More significant moves were seen in cryptocurrencies with bitcoin scaling a record high and surpassing the $120,000 mark, as investors bet on long-sought policy wins for the industry this week.
The world’s largest cryptocurrency last traded 2.9% higher at $122,549.70, while ether gained 1.5% to $3,039.48.
Trump on Saturday announced the latest tariffs in separate letters to European Commission President Ursula von der Leyen and Mexican President Claudia Sheinbaum that were posted on his Truth Social media site.
Both the European Union and Mexico described the tariffs as unfair and disruptive, while the EU said it would extend its suspension of countermeasures to U.S. tariffs until early August and continue to press for a negotiated settlement.
“If Trump actually manages to extract significant concessions from U.S. trading partners by threatening them with tariffs, this could be seen as positive for the dollar. This is especially true if the concessions involve trading partners lowering their tariffs on U.S. products,” wrote Commerzbank analysts in a morning note.

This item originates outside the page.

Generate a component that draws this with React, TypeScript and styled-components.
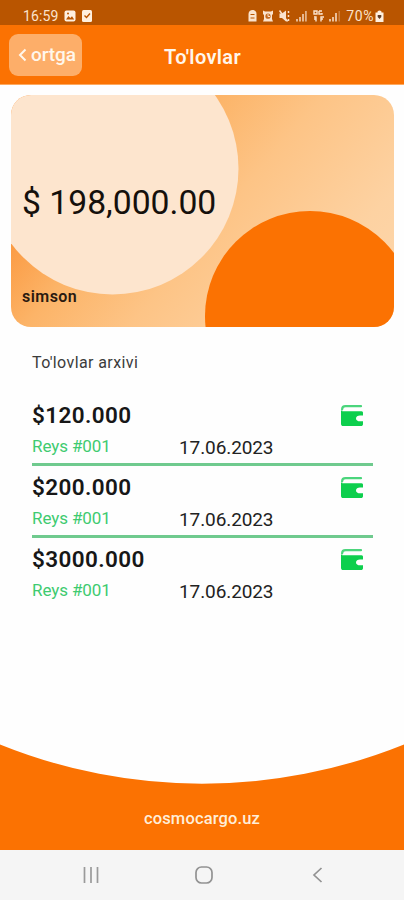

However they also flagged a downside to the U.S. dollar being the high uncertainty facing U.S. companies as they face potential tariffs at any time, and the impact on their willingness to invest.
Reaction in the currency market to Trump’s latest tariff threats was largely muted, though the euro did slip to a roughly three-week low early in the session.
The single currency later regained some ground and last traded 0.1% lower at $1.168175.
Elsewhere, sterling was down 0.1% to $1.3475, while the Japanese yen rose marginally to 147.33 per dollar.
Against the Mexican peso, the dollar rose 0.3% to 18.683.
Investors have grown increasingly desensitised to Trump’s slew of tariff threats, with his latest upheaval in the global trade landscape doing little to prevent U.S. stocks from scaling record highs and offering just a slight boost to the dollar.
“It seems like financial markets have become insensitive to President Trump’s tariff threats now, after so many of them in the past few months,” said Carol Kong, a currency strategist at Commonwealth Bank of Australia.
“Judging by the limited market reaction, markets might think that the latest threat from Trump is actually a manoeuvre to extract more concessions.”
In other currencies, the Australian dollar fell 0.11% to $0.65665, while the New Zealand dollar slid 0.36% to $0.5988.
Outside of tariff news, Trump on Sunday said that it would be a “great thing” if Federal Reserve Chair Jerome Powell stepped down, again threatening to undermine the central bank’s independence as he called for interest rates to be lowered.
Traders could get a better clue on the future path for U.S. rates when inflation data for June comes due on Tuesday, where expectations are for U.S. consumer prices to have picked up slightly last month.
Markets are currently pricing in just over 50 basis points worth of Fed easing by December.
In Asia, data on Monday showed China’s exports regained momentum in June while imports rebounded, as exporters rushed out shipments to capitalise on a fragile tariff truce between Beijing and Washington ahead Trump’s August deal deadline.